ヤクルト容器立体商標とアンケート調査による識別力
ヤクルトの容器は立体商標として、第29類「乳酸菌飲料」を指定商品に申請されました。しかし立体商標として拒絶されたことから不服審判請求を行なったのですが、特許庁は請求を不成立の審決としたので、審決の取り消しを求めたのです。
ヤクルト容器の立体商標登録と識別力の関係について
ヤクルト立体商標事件は、立体商標制度がはじまったときに出願されたものであったことから当時は注目された事件でした。特許庁は、ヤクルトの容器が収納容器でしかないとして、この形状だけではヤクルトの商品であるという識別ができないという判断を下しています。

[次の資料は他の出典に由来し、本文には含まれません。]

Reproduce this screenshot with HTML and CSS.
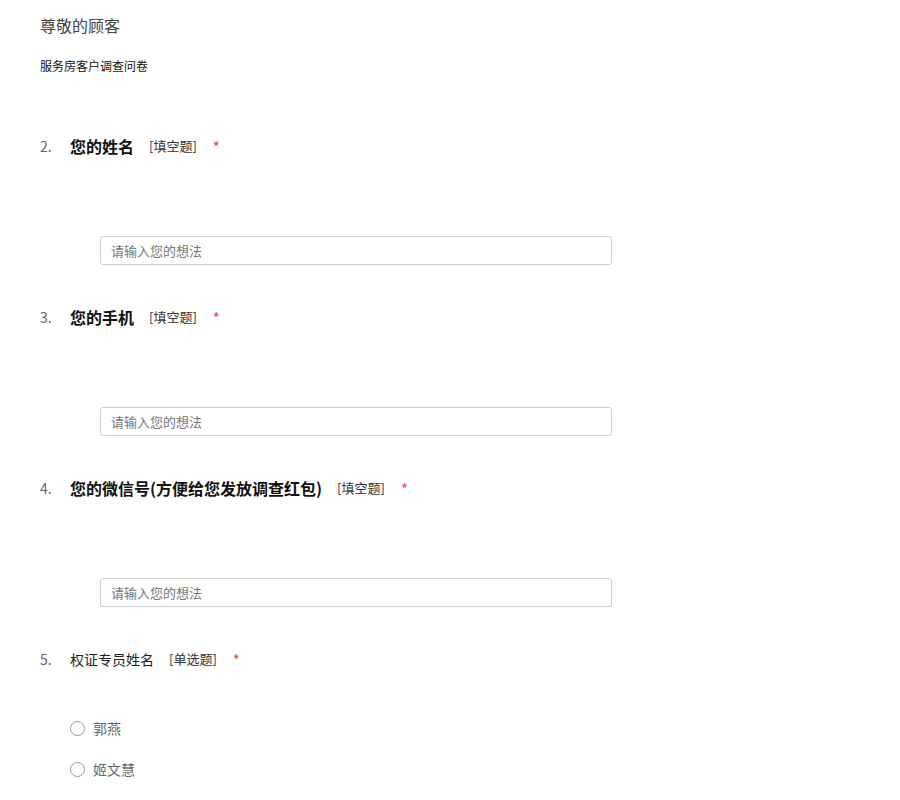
FILE: index.html
```html
<!DOCTYPE html>
<html lang="zh-CN">
<head>
<meta charset="utf-8">
<title>服务房客户调查问卷</title>
<link rel="stylesheet" href="styles.css">
</head>
<body>
<div class="page">
  <header class="header">
    <div class="title">尊敬的顾客</div>
    <div class="subtitle">服务房客户调查问卷</div>
  </header>

  <section class="question">
    <div class="q-head">
      <span class="q-num">2.</span>
      <span class="q-title strong">您的姓名</span>
      <span class="q-tag">[填空题]</span>
      <span class="q-star">*</span>
    </div>
    <div class="q-body">
      <input class="q-input" type="text" placeholder="请输入您的想法">
    </div>
  </section>

  <section class="question">
    <div class="q-head">
      <span class="q-num">3.</span>
      <span class="q-title strong">您的手机</span>
      <span class="q-tag">[填空题]</span>
      <span class="q-star">*</span>
    </div>
    <div class="q-body">
      <input class="q-input" type="text" placeholder="请输入您的想法">
    </div>
  </section>

  <section class="question">
    <div class="q-head">
      <span class="q-num">4.</span>
      <span class="q-title strong">您的微信号(方便给您发放调查红包)</span>
      <span class="q-tag">[填空题]</span>
      <span class="q-star">*</span>
    </div>
    <div class="q-body">
      <input class="q-input" type="text" placeholder="请输入您的想法">
    </div>
  </section>

  <section class="question choice">
    <div class="q-head">
      <span class="q-num">5.</span>
      <span class="q-title">权证专员姓名</span>
      <span class="q-tag">[单选题]</span>
      <span class="q-star">*</span>
    </div>
    <div class="options">
      <label class="option"><span class="radio"></span><span class="opt-text">郭燕</span></label>
      <label class="option"><span class="radio"></span><span class="opt-text">姬文慧</span></label>
    </div>
  </section>
</div>
</body>
</html>
```

FILE: styles.css
```css
html, body {
  margin: 0;
  padding: 0;
  background: #fff;
}
body {
  font-family: "Noto Sans CJK SC", "Microsoft YaHei", sans-serif;
  color: #333;
}
.page {
  padding: 0 40px;
}
.header {
  padding-top: 13px;
}
.title {
  font-size: 16px;
  line-height: 24px;
  color: #444;
}
.subtitle {
  margin-top: 21px;
  font-size: 12px;
  line-height: 16px;
  color: #111;
}
.question {
  margin-top: 60px;
}
.question + .question {
  margin-top: 40px;
}
.q-head {
  display: flex;
  align-items: center;
  height: 24px;
}
.q-num {
  width: 30px;
  font-size: 14px;
  color: #666;
  line-height: 24px;
}
.q-title {
  font-size: 14px;
  line-height: 24px;
  color: #222;
}
.q-title.strong {
  font-size: 16px;
  font-weight: bold;
  color: #111;
}
.q-tag {
  margin-left: 15px;
  font-size: 13px;
  line-height: 24px;
  color: #333;
}
.q-star {
  margin-left: 16px;
  font-size: 15px;
  line-height: 24px;
  color: #e5474b;
  position: relative;
  top: 1px;
}
.q-body {
  padding-top: 78px;
  padding-left: 60px;
}
.q-input {
  display: block;
  box-sizing: border-box;
  width: 512px;
  height: 29px;
  margin: 0;
  padding: 0 10px;
  border: 1px solid #ccc;
  border-radius: 3px;
  font-family: inherit;
  font-size: 13px;
  color: #333;
  outline: none;
}
.q-input::placeholder {
  color: #777;
}
.options {
  padding-top: 47px;
  padding-left: 30px;
  display: flex;
  flex-direction: column;
  gap: 21px;
}
.option {
  display: flex;
  align-items: center;
  height: 20px;
}
.radio {
  box-sizing: border-box;
  width: 15px;
  height: 15px;
  border: 1px solid #999;
  border-radius: 50%;
  background: #fff;
}
.opt-text {
  margin-left: 8px;
  font-size: 14px;
  line-height: 20px;
  color: #666;
}
```
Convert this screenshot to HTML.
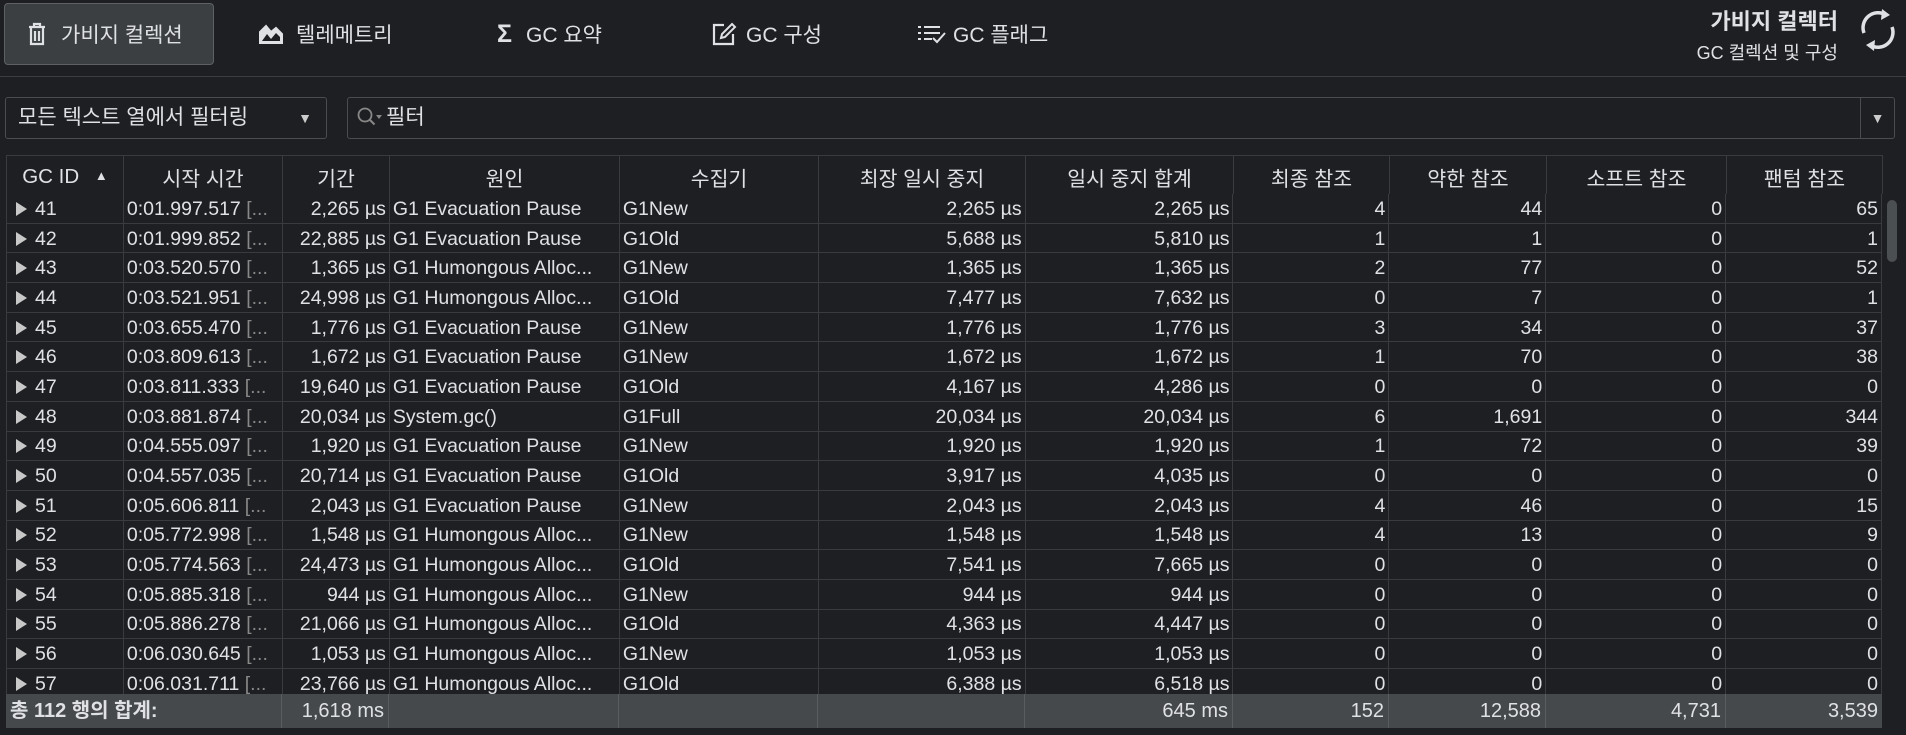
<!DOCTYPE html>
<html><head><meta charset="utf-8">
<style>
*{box-sizing:border-box;margin:0;padding:0}
body{width:1906px;height:735px;background:#1e1f22;color:#dfe1e5;font-family:"Liberation Sans","Noto Sans CJK KR",sans-serif;overflow:hidden;position:relative}
.abs{position:absolute}
.btn{position:absolute;top:3px;height:62px;display:flex;align-items:center;font-size:21px;color:#dfe1e5;white-space:nowrap}
.sel{left:4px;width:210px;background:#3c3f41;border:1px solid #5e6164;border-radius:4px}
.sep{position:absolute;left:0;top:76px;width:1906px;height:1px;background:#3c3d40}
.box{position:absolute;top:97px;height:42px;border:1px solid #4a4c50;border-radius:3px;background:#1e1f22}
table{position:absolute;left:6px;top:155px;border-collapse:collapse;table-layout:fixed;font-size:19.5px}
td,th{border:1px solid #3a3b3e;height:29.7px;padding:0 3px;white-space:nowrap;overflow:hidden}
th{font-weight:normal;height:39px;background:#1e1f22;color:#dfe1e5;font-size:20.5px;padding-top:3px}
td{background:#1e1f22;padding-top:2px}
td.r{text-align:right}
.tri{display:inline-block;width:0;height:0;border-left:11px solid #c8c8c8;border-top:7px solid transparent;border-bottom:7px solid transparent;margin:0 8px 0 6px;vertical-align:-1px}
.g{color:#888}
.foot{position:absolute;left:6px;top:694px;width:1876px;height:34px;background:#46494b;font-size:20px}
.foot div{position:absolute;top:0;height:34px;line-height:34px;border-right:1px solid #5a5d60;text-align:right;padding-right:4px}
</style></head><body>
<div class="btn sel"><svg style="margin-left:22px" width="20" height="24" viewBox="0 0 20 24"><path d="M2 5h16M7 5V2h6v3M4 5v17h12V5M8 9v10M12 9v10" stroke="#dfe1e5" stroke-width="2.2" fill="none"/></svg><span style="margin-left:14px">가비지 컬렉션</span></div>
<div class="btn" style="left:258px"><svg width="26" height="22" viewBox="0 0 26 22"><path d="M2 20V9l6-6 5 6 5-4 6 6v9z" fill="#dfe1e5"/><path d="M2 20V9l6-6 5 6 5-4 6 6v9z" stroke="#dfe1e5" stroke-width="2" fill="none"/><path d="M4 18l5-7 4 5 5-6 4 4v4z" fill="#1e1f22"/></svg><span style="margin-left:12px">텔레메트리</span></div>
<div class="btn" style="left:497px"><span style="font-size:25px;font-weight:bold">Σ</span><span style="margin-left:14px">GC 요약</span></div>
<div class="btn" style="left:712px"><svg width="26" height="24" viewBox="0 0 26 24"><path d="M12 3H2v19h19V12" stroke="#dfe1e5" stroke-width="2.2" fill="none"/><path d="M20 2l3 3-10 10-4 1 1-4z" stroke="#dfe1e5" stroke-width="2" fill="none"/></svg><span style="margin-left:8px">GC 구성</span></div>
<div class="btn" style="left:917px"><svg width="30" height="22" viewBox="0 0 30 22"><path d="M1 4h3M7 4h16M1 10h3M7 10h16M1 16h3M7 16h8M16 15l4 4 8-9" stroke="#dfe1e5" stroke-width="2" fill="none"/></svg><span style="margin-left:6px">GC 플래그</span></div>
<div class="abs" style="right:68px;top:4px;font-size:22px;font-weight:bold;text-align:right">가비지 컬렉터</div>
<div class="abs" style="right:68px;top:39px;font-size:18px;text-align:right">GC 컬렉션 및 구성</div>
<svg class="abs" style="left:1856px;top:7px" width="44" height="46" viewBox="0 0 44 46"><path d="M8 26A15 15 0 0 1 30 8" stroke="#dfe1e5" stroke-width="3.5" fill="none"/><path d="M26 2l8 6-9 5z" fill="#dfe1e5"/><path d="M36 20A15 15 0 0 1 14 38" stroke="#dfe1e5" stroke-width="3.5" fill="none"/><path d="M18 44l-8-6 9-5z" fill="#dfe1e5"/></svg>
<div class="sep"></div>
<div class="box" style="left:5px;width:322px;font-size:21px;line-height:40px;padding-left:12px">모든 텍스트 열에서 필터링<span style="position:absolute;right:14px;font-size:14px;color:#ccc">▼</span></div>
<div class="box" style="left:347px;width:1548px;font-size:21px;line-height:40px;padding-left:8px"><svg width="28" height="22" viewBox="0 0 28 22" style="vertical-align:-4px"><circle cx="9" cy="9" r="6.5" stroke="#888" stroke-width="1.8" fill="none"/><path d="M13.5 13.5l5 5" stroke="#888" stroke-width="2"/><path d="M20 9h6l-3 4z" fill="#888"/></svg><span style="color:#dfe1e5;margin-left:2px">필터</span><div style="position:absolute;right:0;top:0;width:34px;height:40px;border-left:1px solid #4a4c50;text-align:center;font-size:14px;color:#ccc">▼</div></div>
<table>
<colgroup><col style="width:117px"><col style="width:159px"><col style="width:107px"><col style="width:230px"><col style="width:199px"><col style="width:207px"><col style="width:208px"><col style="width:156px"><col style="width:157px"><col style="width:180px"><col style="width:156px"></colgroup>
<tr><th>GC ID <span style="font-size:13px;margin-left:10px;vertical-align:3px">▲</span></th><th>시작 시간</th><th>기간</th><th>원인</th><th>수집기</th><th>최장 일시 중지</th><th>일시 중지 합계</th><th>최종 참조</th><th>약한 참조</th><th>소프트 참조</th><th>팬텀 참조</th></tr>
</table>
<div id="rows"></div>
<div class="abs" style="left:1882px;top:194px;width:22px;height:500px;background:#1e1f22"></div>
<div class="abs" style="left:1887px;top:200px;width:10px;height:62px;background:#4c4f52;border-radius:5px"></div>
<div class="foot">
<div style="left:0;width:276px;text-align:left;padding-left:4px;font-weight:bold">총 112 행의 합계:</div>
<div style="left:276px;width:107px">1,618 ms</div>
<div style="left:383px;width:230px"></div>
<div style="left:613px;width:199px"></div>
<div style="left:812px;width:207px"></div>
<div style="left:1019px;width:208px">645 ms</div>
<div style="left:1227px;width:156px">152</div>
<div style="left:1383px;width:157px">12,588</div>
<div style="left:1540px;width:180px">4,731</div>
<div style="left:1720px;width:156px;border-right:none">3,539</div>
</div>
<script>
var d=[
[41,"0:01.997.517","2,265","G1 Evacuation Pause","G1New","2,265","2,265",4,44,0,65],
[42,"0:01.999.852","22,885","G1 Evacuation Pause","G1Old","5,688","5,810",1,1,0,1],
[43,"0:03.520.570","1,365","G1 Humongous Alloc...","G1New","1,365","1,365",2,77,0,52],
[44,"0:03.521.951","24,998","G1 Humongous Alloc...","G1Old","7,477","7,632",0,7,0,1],
[45,"0:03.655.470","1,776","G1 Evacuation Pause","G1New","1,776","1,776",3,34,0,37],
[46,"0:03.809.613","1,672","G1 Evacuation Pause","G1New","1,672","1,672",1,70,0,38],
[47,"0:03.811.333","19,640","G1 Evacuation Pause","G1Old","4,167","4,286",0,0,0,0],
[48,"0:03.881.874","20,034","System.gc()","G1Full","20,034","20,034",6,"1,691",0,344],
[49,"0:04.555.097","1,920","G1 Evacuation Pause","G1New","1,920","1,920",1,72,0,39],
[50,"0:04.557.035","20,714","G1 Evacuation Pause","G1Old","3,917","4,035",0,0,0,0],
[51,"0:05.606.811","2,043","G1 Evacuation Pause","G1New","2,043","2,043",4,46,0,15],
[52,"0:05.772.998","1,548","G1 Humongous Alloc...","G1New","1,548","1,548",4,13,0,9],
[53,"0:05.774.563","24,473","G1 Humongous Alloc...","G1Old","7,541","7,665",0,0,0,0],
[54,"0:05.885.318","944","G1 Humongous Alloc...","G1New","944","944",0,0,0,0],
[55,"0:05.886.278","21,066","G1 Humongous Alloc...","G1Old","4,363","4,447",0,0,0,0],
[56,"0:06.030.645","1,053","G1 Humongous Alloc...","G1New","1,053","1,053",0,0,0,0],
[57,"0:06.031.711","23,766","G1 Humongous Alloc...","G1Old","6,388","6,518",0,0,0,0]];
var h='<div style="position:absolute;left:6px;top:194px;width:1876px;height:500px;overflow:hidden"><table style="left:0;top:-1px"><colgroup><col style="width:117px"><col style="width:159px"><col style="width:107px"><col style="width:230px"><col style="width:199px"><col style="width:207px"><col style="width:208px"><col style="width:156px"><col style="width:157px"><col style="width:180px"><col style="width:156px"></colgroup>';
d.forEach(function(r){h+='<tr><td><span class="tri"></span>'+r[0]+'</td><td>'+r[1]+' <span class="g">[...</span></td><td class="r">'+r[2]+' µs</td><td>'+r[3]+'</td><td>'+r[4]+'</td><td class="r">'+r[5]+' µs</td><td class="r">'+r[6]+' µs</td><td class="r">'+r[7]+'</td><td class="r">'+r[8]+'</td><td class="r">'+r[9]+'</td><td class="r">'+r[10]+'</td></tr>';});
h+='</table></div>';
document.getElementById('rows').outerHTML=h;
</script>
</body></html>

つまり、ヤクルトの容器の形状だけではヤクルトであるのかどうかということはわからないので、商標として認めることができないとしていたのです。そして、この容器に「ヤクルト」や「Yakult」の文字を入れていても立体的な容器が他との識別を持つものでないとしていました。
また、このヤクルト容器立体商標事件では、2次事件があったことを特徴としています。ヤクルトの容器については収納容器であることから、商標登録を認めないものとしていました。しかし、2次事件では、1次事件で認められなかった商標法第3条第2項に上げている「使用をされた結果需要者が何人かの業務に係る商品又は役務であることを認識することができるもの」を活用することによって、アンケート調査を行ないました。
アンケート調査による識別力の証明
これによりヤクルト容器が乳酸菌飲料の容器として多くの商品で利用されていながらも、大多数の人がこの容器を見て「Yakult」であるということを示していることから、商標法第3条第2項に定めた規定をクリアすることになり、商標登録を認めることができるようになったのです。
ヤクルトの容器については、当初立体商標登録において拒絶されていましたが、この商標事件においては使用者によるアンケート調査を行われたことにより、ヤクルト容器として識別することを可能することができたのです。この事件では、ヤクルトとして識別に足りる証拠を集めることに成功しています。また、これが高い割合で識別力を証明することができた例として上げられるものとなっていることを特徴としていたのです。